То, что вопросы умирания освещались не только «снаружи» — врачами, но, так сказать, и «изнутри», самими пациентами, открыло много дополнительных деталей, например, помощь музыки в обретении душевного спокойствия. У умирающего восприятие ритма и мелодии гораздо чувствительнее, чем в повседневной жизни. Музыка помогает ему самовыразиться, найти себя. Одни мелодии доставляют больному наслаждение, другие неприятны. И вот по выбору той или иной музыки больным врач может судить о психическом складе и состоянии больного.
Но не только об умирающих шла речь на симпозиуме. Работа и даже общение с умирающим требуют большой психической нагрузки. Прежде всего, у окружающих появляется «синдром выживших», синдром вины. Оказывается, почти у каждого где-то в душе звучит подленькая струнка: «А хорошо, что умирает он, а не я». Но так как умирает-то близкий, иногда любимый человек, звук этой струнки больно резонирует в душе…

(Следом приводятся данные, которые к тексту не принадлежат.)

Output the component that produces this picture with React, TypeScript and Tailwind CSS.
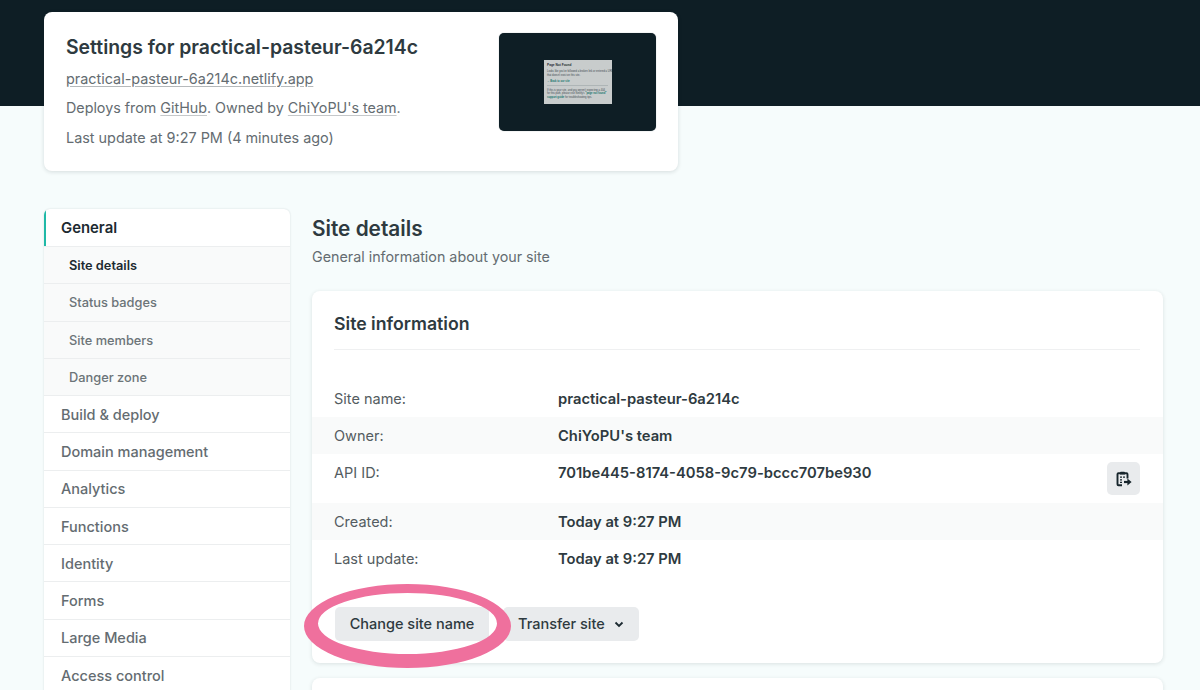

Общение с умирающим, проявление к нему любви, терпимость к капризам, а иногда и оскорблениям, требуют колоссального напряжения душевных сил. Поэтому в хосписах персонал поддерживает друг друга, проводит между собой что-то вроде сеансов психотерапии. Все чувствуют круговую моральную поддержку и эту же поддержку оказывают близким умирающих и умерших. Работа в хосписах очень нелегкая, и часто люди там надолго не задерживаются. Однако в некоторых из подобных заведений удивительная стабильность кадров. Обслуживающий персонал — единое целое, вроде семьи. А объединяют этих людей Вера, Надежда и Любовь. Вера в то, что они делают нужное дело, надежда на то, что они могут облегчить страдания умирающих, и любовь как к каждому умирающему в отдельности, так и к человечеству в целом.
Тот симпозиум показал еще раз, как в наш век прагматизма воскрешаются на научной основе старые забытые традиции. Ведь акт смерти был священным почти во всех существовавших религиях. К нему готовились, его обставляли торжественно. И смерти не боялись.
Отношение к ней сильно зависит и от национально-этнических традиций. У некоторых народов, населяющих Китай, по традиции старым людям дарят гроб. Владелец к нему привыкает и не боится перспективы оставить надоевший мир. В некоторых местах России поминки по покойнику заканчивались веселыми плясками и частушками. Тут, скорее, проявлялась радость, что умер не я, а другой. Близкие чаще горюют по разлуке с усопшим. То, что составляло одушевленное тело, становится действительно лишь конгломератом молекул. Химические превращения в нем идут лишь согласно второму закону термодинамики.